Casanova e a Revolução (1982) Dir. Ettore Scola - Reconstituição cuidadosa para mostrar o símbolo e perfeita metáfora da nobreza, o conquistador Casanova (Marcello Mastroianni), envelhecido (como sua instituição) e contemplando um mundo que já não existe mais de dentro de uma carruagem, último refúgio de sua antiga condição.
Ligações Perigosas (1988) Dir.Stephen Frears - Para driblar o tédio, nobres franceses do séc 17 divertem-se armando jogos de conquista amorosa e intrigas sexuais.
6 comentários:
compra hauser , é fundamental pra entender barroco.... mas puta texto, alias
Opa, valeu ! Então, tenho Hauser. Ele tinha aquela mania de reduzir a arte unicamente a uma resposta à organização social e econômica mas é que de um conhecimento vastíssimo, impressionante. Mas boa, vou fazer uma transcrição dele aqui.

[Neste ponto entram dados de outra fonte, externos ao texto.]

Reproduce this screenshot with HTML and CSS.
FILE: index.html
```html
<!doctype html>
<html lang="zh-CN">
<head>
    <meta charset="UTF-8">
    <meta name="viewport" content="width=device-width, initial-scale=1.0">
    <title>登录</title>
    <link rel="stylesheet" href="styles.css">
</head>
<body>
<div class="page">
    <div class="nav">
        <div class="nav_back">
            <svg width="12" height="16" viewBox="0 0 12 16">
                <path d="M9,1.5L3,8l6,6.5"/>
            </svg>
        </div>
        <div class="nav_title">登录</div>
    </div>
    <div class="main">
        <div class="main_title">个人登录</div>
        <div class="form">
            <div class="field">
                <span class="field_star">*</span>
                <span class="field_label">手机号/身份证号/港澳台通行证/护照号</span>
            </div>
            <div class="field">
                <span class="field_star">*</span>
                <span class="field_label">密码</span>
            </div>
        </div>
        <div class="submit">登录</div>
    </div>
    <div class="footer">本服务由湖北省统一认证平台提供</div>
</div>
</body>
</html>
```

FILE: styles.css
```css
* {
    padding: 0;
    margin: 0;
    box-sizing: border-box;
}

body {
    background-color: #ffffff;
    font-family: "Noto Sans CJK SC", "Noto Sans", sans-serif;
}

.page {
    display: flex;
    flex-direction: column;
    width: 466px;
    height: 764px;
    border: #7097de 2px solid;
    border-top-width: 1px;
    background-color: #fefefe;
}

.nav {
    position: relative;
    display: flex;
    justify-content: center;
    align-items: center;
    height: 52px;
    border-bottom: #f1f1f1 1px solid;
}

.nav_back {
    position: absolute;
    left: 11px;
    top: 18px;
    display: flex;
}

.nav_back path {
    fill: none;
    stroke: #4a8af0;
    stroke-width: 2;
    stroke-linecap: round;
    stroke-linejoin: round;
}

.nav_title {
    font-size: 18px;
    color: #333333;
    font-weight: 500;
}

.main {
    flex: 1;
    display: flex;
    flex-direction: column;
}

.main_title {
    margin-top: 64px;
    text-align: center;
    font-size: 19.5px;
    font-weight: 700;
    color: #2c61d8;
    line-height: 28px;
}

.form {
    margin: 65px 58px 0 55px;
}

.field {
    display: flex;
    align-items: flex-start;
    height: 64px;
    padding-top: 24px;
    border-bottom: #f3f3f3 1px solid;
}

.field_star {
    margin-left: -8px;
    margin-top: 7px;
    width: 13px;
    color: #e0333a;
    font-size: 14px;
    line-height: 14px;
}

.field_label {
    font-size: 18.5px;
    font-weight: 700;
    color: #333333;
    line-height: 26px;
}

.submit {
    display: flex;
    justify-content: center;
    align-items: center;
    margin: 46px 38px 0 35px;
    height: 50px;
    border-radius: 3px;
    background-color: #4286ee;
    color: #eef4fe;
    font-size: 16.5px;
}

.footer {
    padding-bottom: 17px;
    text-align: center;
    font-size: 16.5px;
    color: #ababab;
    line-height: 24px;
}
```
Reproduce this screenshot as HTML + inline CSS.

é, ele é um punheta marxista só que na renascença e até msm no barroco eu meio que concordo com a ideia de que a igreja usava as relações de mecenato pra bater com o pau na mesa.infrigir culpa no pessoal, esse tipo de coisa
Gente! O blog é bem feito, com belo acabamento, mas quando me deparei com os textos, bem... faltou muito se tomarmos por base a bela iconografia apresentada. Pseudo-conceituar maneirismo, barroco e rococó sem uma abordagem política é, no mínimo, vender um produto enganoso!
Gente! O blog é bem feito, com belo acabamento, mas quando me deparei com os textos... bem, faltou muito se tomarmos por base a bela iconografia apresentada. Pseudo-conceituar maneirismo, barroco e rococó sem uma abordagem política é, no mínimo, me tirar (leitor)para idiota!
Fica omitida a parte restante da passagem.